What to do:
Write out every line below that includes the word "components".

Data block:
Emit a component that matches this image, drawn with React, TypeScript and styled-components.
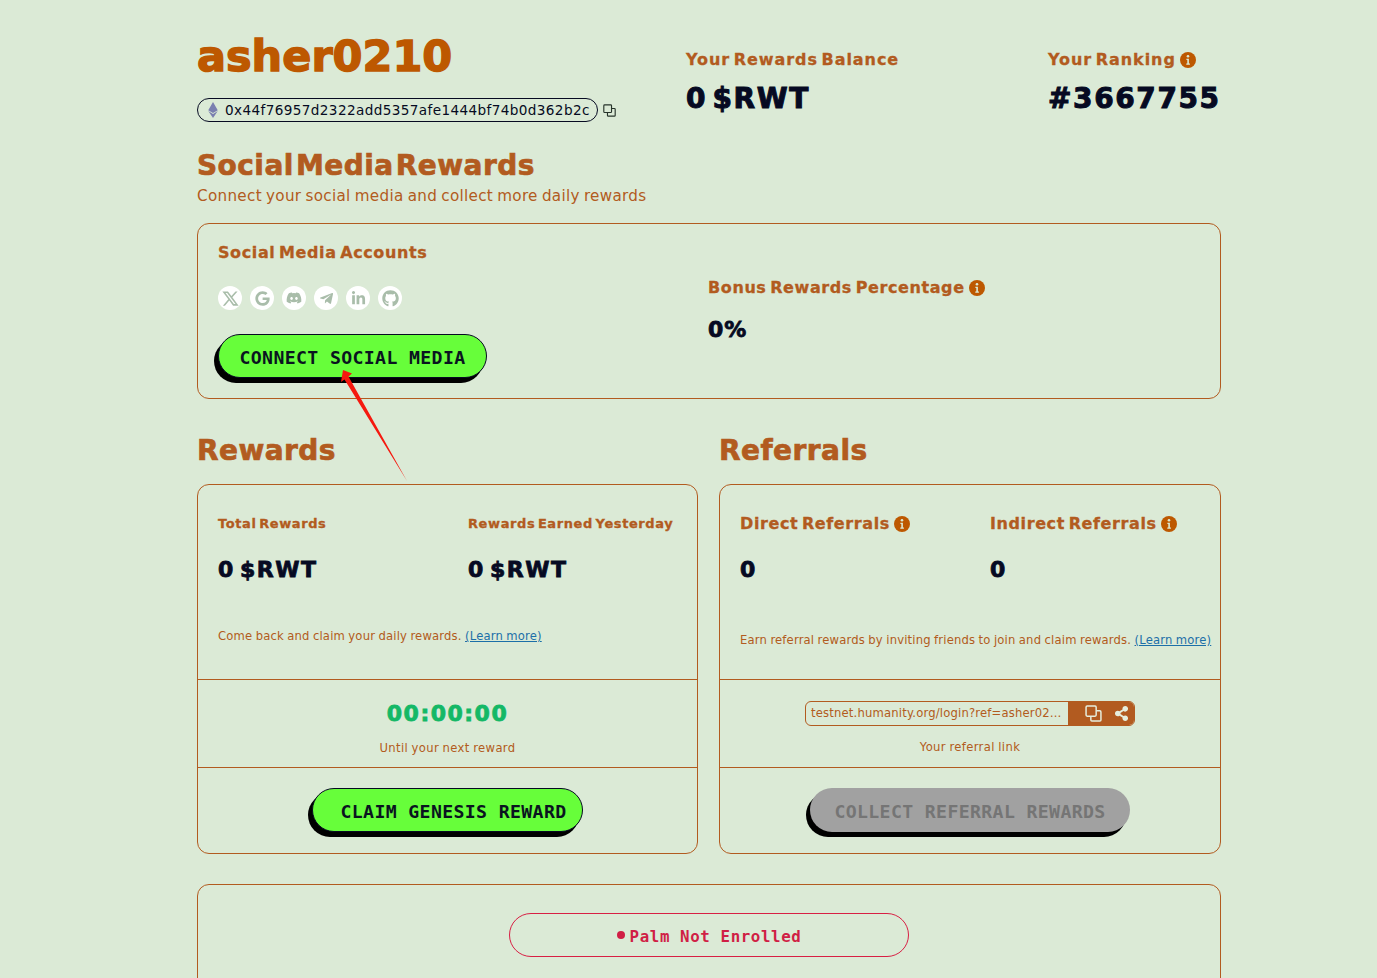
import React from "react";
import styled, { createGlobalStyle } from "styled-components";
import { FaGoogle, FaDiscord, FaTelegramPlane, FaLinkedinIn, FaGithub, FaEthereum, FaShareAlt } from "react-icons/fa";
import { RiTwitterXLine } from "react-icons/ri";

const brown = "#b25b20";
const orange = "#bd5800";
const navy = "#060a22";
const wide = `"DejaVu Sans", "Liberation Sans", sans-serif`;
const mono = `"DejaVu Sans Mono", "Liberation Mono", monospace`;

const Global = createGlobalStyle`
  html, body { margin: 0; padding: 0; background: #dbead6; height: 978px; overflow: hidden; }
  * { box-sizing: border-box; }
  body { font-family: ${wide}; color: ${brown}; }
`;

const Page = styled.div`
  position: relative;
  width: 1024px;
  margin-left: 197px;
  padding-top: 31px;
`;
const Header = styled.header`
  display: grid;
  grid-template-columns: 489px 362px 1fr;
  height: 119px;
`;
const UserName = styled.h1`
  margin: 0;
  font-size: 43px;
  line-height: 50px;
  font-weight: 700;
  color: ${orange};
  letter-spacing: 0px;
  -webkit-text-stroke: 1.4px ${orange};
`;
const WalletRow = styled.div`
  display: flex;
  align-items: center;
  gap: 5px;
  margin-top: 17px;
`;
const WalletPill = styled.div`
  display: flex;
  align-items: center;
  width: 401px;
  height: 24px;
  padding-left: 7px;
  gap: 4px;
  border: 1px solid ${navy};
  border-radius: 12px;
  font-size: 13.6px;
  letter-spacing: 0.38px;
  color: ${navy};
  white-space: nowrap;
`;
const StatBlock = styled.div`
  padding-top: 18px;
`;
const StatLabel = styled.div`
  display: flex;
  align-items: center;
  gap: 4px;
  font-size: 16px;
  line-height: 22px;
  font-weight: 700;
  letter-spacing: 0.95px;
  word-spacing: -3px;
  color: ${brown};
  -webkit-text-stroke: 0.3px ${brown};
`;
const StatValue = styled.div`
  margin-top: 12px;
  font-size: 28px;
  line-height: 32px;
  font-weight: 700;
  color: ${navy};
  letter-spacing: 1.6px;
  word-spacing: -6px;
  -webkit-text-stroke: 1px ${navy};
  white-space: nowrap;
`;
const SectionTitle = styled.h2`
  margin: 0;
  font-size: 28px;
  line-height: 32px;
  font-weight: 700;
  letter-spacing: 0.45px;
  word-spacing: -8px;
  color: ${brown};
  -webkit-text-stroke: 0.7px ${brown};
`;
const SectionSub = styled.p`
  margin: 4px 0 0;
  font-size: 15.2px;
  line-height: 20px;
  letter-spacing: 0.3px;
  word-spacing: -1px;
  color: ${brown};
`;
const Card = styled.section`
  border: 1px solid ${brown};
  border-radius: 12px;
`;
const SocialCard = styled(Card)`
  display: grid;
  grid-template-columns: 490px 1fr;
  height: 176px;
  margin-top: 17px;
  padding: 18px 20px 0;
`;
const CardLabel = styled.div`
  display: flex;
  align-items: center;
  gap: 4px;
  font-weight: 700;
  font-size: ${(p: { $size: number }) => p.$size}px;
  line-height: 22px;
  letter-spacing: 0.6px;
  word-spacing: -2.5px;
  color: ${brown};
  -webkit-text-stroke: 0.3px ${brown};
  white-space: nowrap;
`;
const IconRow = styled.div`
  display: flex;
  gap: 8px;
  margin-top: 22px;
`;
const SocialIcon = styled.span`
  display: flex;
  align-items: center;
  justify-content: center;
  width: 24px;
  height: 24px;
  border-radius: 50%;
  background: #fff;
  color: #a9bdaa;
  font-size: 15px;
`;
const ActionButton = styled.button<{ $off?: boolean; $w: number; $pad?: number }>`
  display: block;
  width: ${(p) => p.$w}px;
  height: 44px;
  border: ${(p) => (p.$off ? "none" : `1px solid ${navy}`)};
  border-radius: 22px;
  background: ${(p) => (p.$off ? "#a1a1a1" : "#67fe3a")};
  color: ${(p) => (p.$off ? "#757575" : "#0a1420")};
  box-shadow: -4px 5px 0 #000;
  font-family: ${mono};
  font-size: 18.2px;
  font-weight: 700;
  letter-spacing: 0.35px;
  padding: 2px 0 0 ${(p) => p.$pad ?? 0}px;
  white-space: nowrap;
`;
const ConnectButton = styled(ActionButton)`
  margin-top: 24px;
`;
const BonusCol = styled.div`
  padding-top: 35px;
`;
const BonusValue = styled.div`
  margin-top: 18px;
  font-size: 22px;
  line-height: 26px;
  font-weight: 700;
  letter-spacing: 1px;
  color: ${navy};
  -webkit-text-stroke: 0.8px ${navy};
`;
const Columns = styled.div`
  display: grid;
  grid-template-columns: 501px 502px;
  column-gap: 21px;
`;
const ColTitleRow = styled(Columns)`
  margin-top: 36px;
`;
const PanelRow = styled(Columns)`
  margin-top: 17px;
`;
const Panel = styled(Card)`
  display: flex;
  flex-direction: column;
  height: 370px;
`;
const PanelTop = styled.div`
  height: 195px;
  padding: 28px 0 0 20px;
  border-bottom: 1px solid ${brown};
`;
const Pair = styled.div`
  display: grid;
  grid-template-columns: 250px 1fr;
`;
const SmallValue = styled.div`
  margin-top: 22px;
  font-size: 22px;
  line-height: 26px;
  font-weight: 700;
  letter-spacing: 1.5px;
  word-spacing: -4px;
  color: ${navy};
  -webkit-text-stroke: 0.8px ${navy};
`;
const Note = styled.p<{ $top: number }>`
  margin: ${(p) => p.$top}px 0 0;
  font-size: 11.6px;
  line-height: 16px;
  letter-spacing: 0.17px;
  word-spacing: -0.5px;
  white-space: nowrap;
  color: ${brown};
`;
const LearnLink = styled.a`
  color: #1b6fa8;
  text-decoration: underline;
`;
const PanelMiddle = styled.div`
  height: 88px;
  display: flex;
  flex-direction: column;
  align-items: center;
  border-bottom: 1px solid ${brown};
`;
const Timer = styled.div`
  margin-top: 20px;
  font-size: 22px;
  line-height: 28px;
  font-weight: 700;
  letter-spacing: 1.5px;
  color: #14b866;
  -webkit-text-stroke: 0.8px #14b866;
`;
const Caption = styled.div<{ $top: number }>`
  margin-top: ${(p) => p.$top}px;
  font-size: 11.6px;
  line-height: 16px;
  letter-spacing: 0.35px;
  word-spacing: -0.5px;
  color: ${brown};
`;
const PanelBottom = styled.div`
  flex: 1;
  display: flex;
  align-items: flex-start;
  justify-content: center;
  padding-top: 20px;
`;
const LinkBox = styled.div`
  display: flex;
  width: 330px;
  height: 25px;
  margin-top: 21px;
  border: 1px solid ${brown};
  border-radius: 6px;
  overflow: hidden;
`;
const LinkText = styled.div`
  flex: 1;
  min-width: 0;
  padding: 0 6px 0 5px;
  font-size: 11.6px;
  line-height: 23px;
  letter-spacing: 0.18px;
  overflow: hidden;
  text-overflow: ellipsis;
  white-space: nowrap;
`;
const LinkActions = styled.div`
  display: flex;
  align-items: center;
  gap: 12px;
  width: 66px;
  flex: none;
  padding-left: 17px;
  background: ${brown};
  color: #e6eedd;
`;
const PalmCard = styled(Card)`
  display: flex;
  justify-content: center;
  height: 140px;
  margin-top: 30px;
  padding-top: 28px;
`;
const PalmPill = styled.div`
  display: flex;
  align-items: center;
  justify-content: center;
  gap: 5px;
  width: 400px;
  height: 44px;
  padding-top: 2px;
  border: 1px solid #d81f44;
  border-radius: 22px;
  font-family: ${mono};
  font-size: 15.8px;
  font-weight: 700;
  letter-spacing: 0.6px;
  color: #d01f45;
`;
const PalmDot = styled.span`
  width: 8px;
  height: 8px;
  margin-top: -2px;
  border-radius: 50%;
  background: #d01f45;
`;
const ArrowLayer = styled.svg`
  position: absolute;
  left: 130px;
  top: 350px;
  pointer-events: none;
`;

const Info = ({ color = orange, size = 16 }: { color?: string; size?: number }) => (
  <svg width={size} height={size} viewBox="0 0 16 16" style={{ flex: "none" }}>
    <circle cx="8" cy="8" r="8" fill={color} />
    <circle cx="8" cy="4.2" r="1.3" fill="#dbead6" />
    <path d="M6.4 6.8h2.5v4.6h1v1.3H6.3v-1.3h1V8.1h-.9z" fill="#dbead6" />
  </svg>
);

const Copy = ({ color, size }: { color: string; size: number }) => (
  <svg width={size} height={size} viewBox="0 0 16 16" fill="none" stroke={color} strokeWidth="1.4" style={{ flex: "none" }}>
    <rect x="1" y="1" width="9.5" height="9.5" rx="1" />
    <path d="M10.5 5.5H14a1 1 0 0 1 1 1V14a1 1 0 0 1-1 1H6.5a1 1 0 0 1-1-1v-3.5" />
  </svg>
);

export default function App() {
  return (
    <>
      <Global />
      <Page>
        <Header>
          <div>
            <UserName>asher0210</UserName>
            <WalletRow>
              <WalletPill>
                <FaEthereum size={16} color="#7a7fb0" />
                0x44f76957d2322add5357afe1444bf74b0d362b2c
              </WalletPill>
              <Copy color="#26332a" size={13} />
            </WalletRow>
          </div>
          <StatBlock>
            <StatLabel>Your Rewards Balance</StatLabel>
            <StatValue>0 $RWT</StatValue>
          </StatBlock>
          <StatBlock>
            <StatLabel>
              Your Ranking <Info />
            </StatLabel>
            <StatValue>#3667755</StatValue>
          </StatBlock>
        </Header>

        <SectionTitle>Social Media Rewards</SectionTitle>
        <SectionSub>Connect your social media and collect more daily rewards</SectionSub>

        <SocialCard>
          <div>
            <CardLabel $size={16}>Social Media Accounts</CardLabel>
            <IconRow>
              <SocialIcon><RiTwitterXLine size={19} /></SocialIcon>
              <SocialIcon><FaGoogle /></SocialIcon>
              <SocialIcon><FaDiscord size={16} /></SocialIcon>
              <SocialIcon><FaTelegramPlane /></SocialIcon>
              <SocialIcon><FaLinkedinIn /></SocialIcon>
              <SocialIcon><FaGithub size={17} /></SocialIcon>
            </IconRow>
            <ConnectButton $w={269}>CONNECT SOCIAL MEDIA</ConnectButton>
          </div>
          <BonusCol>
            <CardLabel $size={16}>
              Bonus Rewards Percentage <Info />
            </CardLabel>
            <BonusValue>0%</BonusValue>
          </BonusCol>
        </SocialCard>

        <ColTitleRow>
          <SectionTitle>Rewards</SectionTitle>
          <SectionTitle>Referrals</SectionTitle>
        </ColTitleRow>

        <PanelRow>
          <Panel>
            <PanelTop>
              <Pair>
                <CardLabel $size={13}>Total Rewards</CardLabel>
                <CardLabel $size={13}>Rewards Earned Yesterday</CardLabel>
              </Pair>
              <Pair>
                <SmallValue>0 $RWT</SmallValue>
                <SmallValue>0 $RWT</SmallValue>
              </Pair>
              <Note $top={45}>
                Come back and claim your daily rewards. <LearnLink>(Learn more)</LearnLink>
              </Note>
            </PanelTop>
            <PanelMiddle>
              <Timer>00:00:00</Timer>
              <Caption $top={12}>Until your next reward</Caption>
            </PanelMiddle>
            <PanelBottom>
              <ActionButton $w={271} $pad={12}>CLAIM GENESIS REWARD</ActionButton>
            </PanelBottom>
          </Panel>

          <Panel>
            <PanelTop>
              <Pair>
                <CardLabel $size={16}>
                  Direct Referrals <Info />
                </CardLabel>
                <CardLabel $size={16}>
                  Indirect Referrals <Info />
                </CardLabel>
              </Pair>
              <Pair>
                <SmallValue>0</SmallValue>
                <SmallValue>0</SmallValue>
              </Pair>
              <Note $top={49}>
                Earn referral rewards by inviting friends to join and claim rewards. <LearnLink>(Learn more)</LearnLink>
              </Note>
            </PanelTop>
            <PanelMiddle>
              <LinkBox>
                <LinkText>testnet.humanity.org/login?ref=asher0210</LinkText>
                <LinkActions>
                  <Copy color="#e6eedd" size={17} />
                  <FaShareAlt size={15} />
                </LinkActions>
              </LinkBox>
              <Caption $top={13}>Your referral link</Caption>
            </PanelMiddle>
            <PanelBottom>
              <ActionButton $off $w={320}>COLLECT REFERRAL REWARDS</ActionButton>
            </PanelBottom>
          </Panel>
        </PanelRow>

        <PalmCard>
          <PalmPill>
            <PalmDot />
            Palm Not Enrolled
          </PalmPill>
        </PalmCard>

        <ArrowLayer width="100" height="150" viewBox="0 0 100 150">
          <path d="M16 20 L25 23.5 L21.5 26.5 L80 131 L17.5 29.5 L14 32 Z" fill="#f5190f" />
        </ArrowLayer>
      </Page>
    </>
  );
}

Result of this exercise:
Emit a component that matches this image, drawn with React, TypeScript and styled-components.
import styled, { createGlobalStyle } from "styled-components";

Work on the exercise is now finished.